Some things you just can’t make up: “The Louisiana Supreme Court has ordered the permanent disbarment of an attorney who, among other things, brought a sixteen year old “assistant” into the Bunkie Detention Center to perform oral sex on two incarcerated clients while the attorney captured the encounter on videotape. The reason? He said he needed semen samples to overturn their convictions and achieve their immediate release (from jail).”

Lawyer Says Dropping His Pants Was Educational Rather than Sexual

The National Lampoon takes control of a Swiss village’s dog tax law: “Regarding taxes on dogs, the authority plans, failing to quickly obtain the settlement of arrears, to demand the slaughter of animals whose taxes are not paid at the expense of their owners[.]”

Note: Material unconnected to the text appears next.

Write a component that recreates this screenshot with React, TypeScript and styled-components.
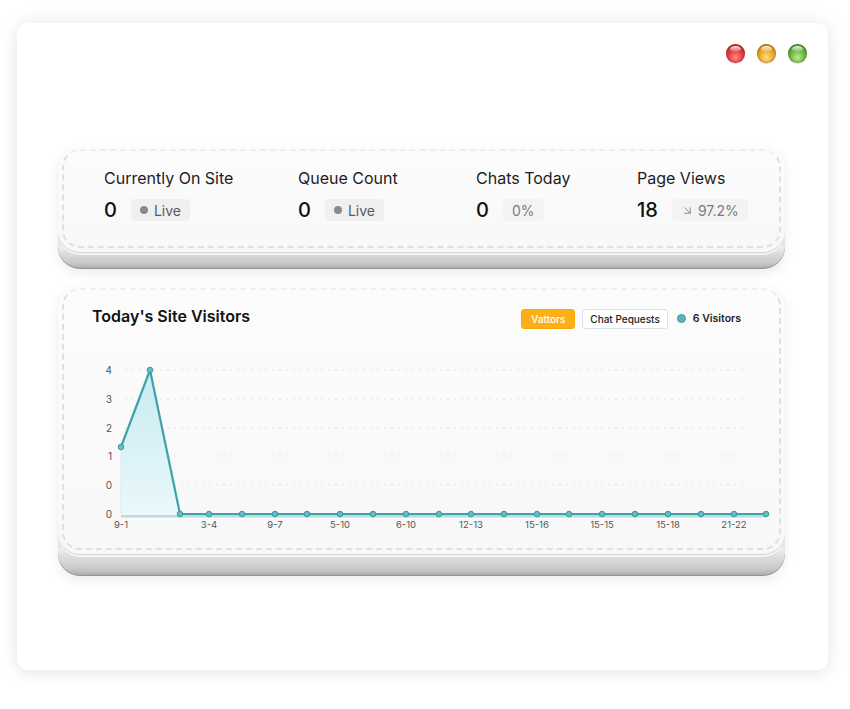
import React from 'react';
import styled, { createGlobalStyle } from 'styled-components';
import { ArrowDownRight } from 'lucide-react';

const GlobalStyle = createGlobalStyle`
  html, body {
    margin: 0;
    padding: 0;
    background: #ffffff;
    font-family: Inter, "Noto Sans", "Liberation Sans", sans-serif;
    color: #1d1d1f;
  }
  * { box-sizing: border-box; }
`;

const Page = styled.div`
  width: 850px;
  height: 709px;
  padding: 23px 22px 0 17px;
`;

const Window = styled.div`
  height: 647px;
  background: #ffffff;
  border-radius: 11px;
  box-shadow: 0 0 22px rgba(0, 0, 0, 0.08), 0 4px 14px rgba(0, 0, 0, 0.04);
  padding: 0 43px 0 41px;
`;

const TitleBar = styled.div`
  height: 122px;
  display: flex;
  justify-content: flex-end;
  align-items: flex-start;
  gap: 12px;
  padding: 21px 0 0;
  margin-right: -22px;
`;

const Light = styled.span<{ $tone: 'red' | 'yellow' | 'green' }>`
  width: 19px;
  height: 19px;
  border-radius: 50%;
  background: ${({ $tone }) =>
    $tone === 'red'
      ? 'radial-gradient(circle at 50% 70%, #ff8a8a 0%, #e23a3a 45%, #a81c1c 100%)'
      : $tone === 'yellow'
      ? 'radial-gradient(circle at 50% 70%, #ffe08a 0%, #e8a624 45%, #a96f0f 100%)'
      : 'radial-gradient(circle at 50% 70%, #b9ee8e 0%, #6bb33e 45%, #3d7a1e 100%)'};
  box-shadow: inset 0 0 0 1px rgba(0, 0, 0, 0.18), 0 1px 1px rgba(0, 0, 0, 0.15);
  position: relative;
  &::after {
    content: '';
    position: absolute;
    left: 4px;
    top: 2px;
    width: 11px;
    height: 6px;
    border-radius: 50%;
    background: linear-gradient(rgba(255, 255, 255, 0.85), rgba(255, 255, 255, 0.1));
  }
`;

const Slab = styled.section<{ $edge: number }>`
  border-radius: 22px;
  background-color: #e4e4e4;
  background-image: linear-gradient(#f0f0f0 0%, #dcdcdc 35%, #cacaca 75%, #b9b9b9 92%, #a7a7a7 100%);
  background-repeat: no-repeat;
  background-position: bottom;
  background-size: 100% ${({ $edge }) => $edge + 6}px;
  padding-bottom: ${({ $edge }) => $edge}px;
  box-shadow: 0 6px 12px rgba(0, 0, 0, 0.07), 0 1px 0 #9f9f9f;
  & + & {
    margin-top: 16px;
  }
`;

const Face = styled.div`
  background: linear-gradient(#fcfcfc, #f8f8f8);
  border-radius: 22px;
  padding: 4px;
  box-shadow: inset 0 1px 0 #ffffff, 0 1px 1px rgba(0, 0, 0, 0.14), 0 3px 0 #f4f4f4;
`;

const Dashed = styled.div<{ $pad: string }>`
  border: 2px dashed #e0e0e0;
  border-top-color: #efefef;
  border-radius: 18px;
  padding: ${({ $pad }) => $pad};
`;

const StatGrid = styled.div`
  display: grid;
  grid-template-columns: 194px 178px 161px 1fr;
  height: 78px;
  align-content: start;
`;

const Stat = styled.div`
  display: flex;
  flex-direction: column;
  gap: 11px;
`;

const StatLabel = styled.div`
  font-size: 16px;
  line-height: 20px;
  font-weight: 400;
  color: #1d1d1f;
`;

const StatRow = styled.div`
  display: flex;
  align-items: center;
  gap: 14px;
`;

const StatValue = styled.span`
  font-size: 20px;
  font-weight: 500;
  color: #111;
  line-height: 22px;
`;

const Badge = styled.span`
  display: inline-flex;
  align-items: center;
  gap: 6px;
  height: 22px;
  padding: 0 9px;
  border-radius: 4px;
  background: #f0f0f1;
  font-size: 14px;
  color: #5a5a5e;
`;

const MutedBadge = styled(Badge)`
  background: #f3f3f4;
  color: #7a7a7e;
  gap: 4px;
`;

const Dot = styled.span`
  width: 8px;
  height: 8px;
  border-radius: 50%;
  background: #8a8a8d;
`;

const ChartHead = styled.div`
  height: 24px;
  display: flex;
  align-items: center;
  justify-content: space-between;
`;

const ChartTitle = styled.h2`
  margin: 0;
  font-size: 16px;
  font-weight: 600;
  color: #111;
`;

const Legend = styled.div`
  display: flex;
  align-items: center;
  gap: 7px;
  margin-top: 5px;
`;

const LegendButton = styled.button<{ $active?: boolean }>`
  height: 20px;
  padding: 0 ${({ $active }) => ($active ? 9 : 7)}px;
  border-radius: 3px;
  font-family: inherit;
  font-size: 10px;
  font-weight: 500;
  cursor: pointer;
  border: 1px solid ${({ $active }) => ($active ? '#f7a90a' : '#d6e4e7')};
  background: ${({ $active }) => ($active ? '#fcb016' : '#ffffff')};
  color: ${({ $active }) => ($active ? '#ffffff' : '#222')};
`;

const LegendItem = styled.span`
  display: inline-flex;
  align-items: center;
  gap: 7px;
  margin-left: 2px;
  font-size: 10.5px;
  font-weight: 600;
  color: #222;
`;

const LegendDot = styled.span`
  width: 9px;
  height: 9px;
  border-radius: 50%;
  background: #5bb2b8;
  border: 1px solid #3d9aa3;
`;

const ChartSvg = styled.svg`
  display: block;
  margin-top: 22px;
  overflow: visible;
`;

const stats = [
  { label: 'Currently On Site', value: '0', badge: 'live' as const, text: 'Live' },
  { label: 'Queue Count', value: '0', badge: 'live' as const, text: 'Live' },
  { label: 'Chats Today', value: '0', badge: 'plain' as const, text: '0%' },
  { label: 'Page Views', value: '18', badge: 'trend' as const, text: '97.2%' },
];

// page x of each data point, minus the chart origin (92)
const flatXs = [180, 209, 242, 275, 307, 340, 373, 406, 439, 471, 504, 537, 569, 602, 635, 668, 701, 734, 766].map(
  (x) => x - 92
);
const baseY = 164;
const points: [number, number][] = [[29, 97], [58, 20], ...flatXs.map((x) => [x, baseY] as [number, number])];

const yTicks = [
  { label: '4', y: 20 },
  { label: '3', y: 49 },
  { label: '2', y: 78 },
  { label: '1', y: 106 },
  { label: '0', y: 135 },
  { label: '0', y: 164 },
];

const xTicks = [
  { label: '9-1', x: 29 },
  { label: '3-4', x: 117 },
  { label: '9-7', x: 183 },
  { label: '5-10', x: 248 },
  { label: '6-10', x: 314 },
  { label: '12-13', x: 379 },
  { label: '15-16', x: 445 },
  { label: '15-15', x: 510 },
  { label: '15-18', x: 576 },
  { label: '21-22', x: 642 },
];

const VisitorsChart: React.FC = () => {
  const line = points.map(([x, y]) => `${x},${y}`).join(' ');
  return (
    <ChartSvg width={690} height={190} viewBox="0 0 690 190">
      <defs>
        <linearGradient id="area" x1="0" y1="0" x2="0" y2="1">
          <stop offset="0%" stopColor="#c6ebf1" />
          <stop offset="100%" stopColor="#eaf8fb" />
        </linearGradient>
      </defs>
      {yTicks.slice(0, 5).map((t, i) => (
        <line key={i} x1={33} x2={655} y1={t.y} y2={t.y} stroke="#e1e1e1" strokeWidth={1} strokeDasharray="2 5" />
      ))}
      {yTicks.map((t, i) => (
        <text key={i} x={20} y={t.y + 3.5} fontSize={10} fill="#555" textAnchor="end" fontFamily="Inter, sans-serif">
          {t.label}
        </text>
      ))}
      <polygon points={`29,97 58,20 88,${baseY} 29,${baseY}`} fill="url(#area)" />
      <line x1={29} x2={29} y1={97} y2={baseY} stroke="#cfeef2" strokeWidth={1} />
      <rect x={29} y={baseY + 1} width={645} height={2.5} fill="#b5dde1" />
      <polyline points={line} fill="none" stroke="#3ea2ac" strokeWidth={2.2} strokeLinejoin="round" />
      {points.map(([x, y], i) => (
        <circle key={i} cx={x} cy={y} r={2.8} fill="#66bcc3" stroke="#3a99a3" strokeWidth={1} />
      ))}
      {xTicks.map((t) => (
        <text key={t.label + t.x} x={t.x} y={178} fontSize={9.5} fill="#555" textAnchor="middle" fontFamily="Inter, sans-serif">
          {t.label}
        </text>
      ))}
    </ChartSvg>
  );
};

const App: React.FC = () => {
  return (
    <Page>
      <GlobalStyle />
      <Window>
        <TitleBar>
          <Light $tone="red" />
          <Light $tone="yellow" />
          <Light $tone="green" />
        </TitleBar>

        <Slab $edge={16}>
          <Face>
            <Dashed $pad="17px 20px 0 40px">
              <StatGrid>
                {stats.map((s) => (
                  <Stat key={s.label}>
                    <StatLabel>{s.label}</StatLabel>
                    <StatRow>
                      <StatValue>{s.value}</StatValue>
                      {s.badge === 'live' && (
                        <Badge>
                          <Dot />
                          {s.text}
                        </Badge>
                      )}
                      {s.badge === 'plain' && <MutedBadge>{s.text}</MutedBadge>}
                      {s.badge === 'trend' && (
                        <MutedBadge>
                          <ArrowDownRight size={13} strokeWidth={1.6} />
                          {s.text}
                        </MutedBadge>
                      )}
                    </StatRow>
                  </Stat>
                ))}
              </StatGrid>
            </Dashed>
          </Face>
        </Slab>

        <Slab $edge={21}>
          <Face>
            <Dashed $pad="14px 38px 8px 28px">
              <ChartHead>
                <ChartTitle>Today's Site Visitors</ChartTitle>
                <Legend>
                  <LegendButton $active>Vattors</LegendButton>
                  <LegendButton>Chat Pequests</LegendButton>
                  <LegendItem>
                    <LegendDot />6 Visitors
                  </LegendItem>
                </Legend>
              </ChartHead>
              <VisitorsChart />
            </Dashed>
          </Face>
        </Slab>
      </Window>
    </Page>
  );
};

export default App;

In an unrelated dog development, druggies break into house — to snort dog ashes.

I sort of wonder about the phrasing in an opinion suspending a Wisconsin attorney, which said “stress alone should not cause an attorney to be repeatedly untruthful.” So are there acceptable causes for an attorney repeatedly lying? (I know, I know, it opens the door to a whole raft of comments and jokes but….)

“A golfer whose right arm was ripped off and eaten by a 10-foot alligator says he never would have tried to play a shot near the water hazard if the course had warned him there were alligators about.”

Stupid legal threat of the young century. And when you make such a stupid threat, you get fired.

Matt Taibbi suggests we create the Supreme Court of Assholedom.

Theatergoer Says Clown Attacked Him


Like my daddy used to say, if worst comes to worst, we’re screwed.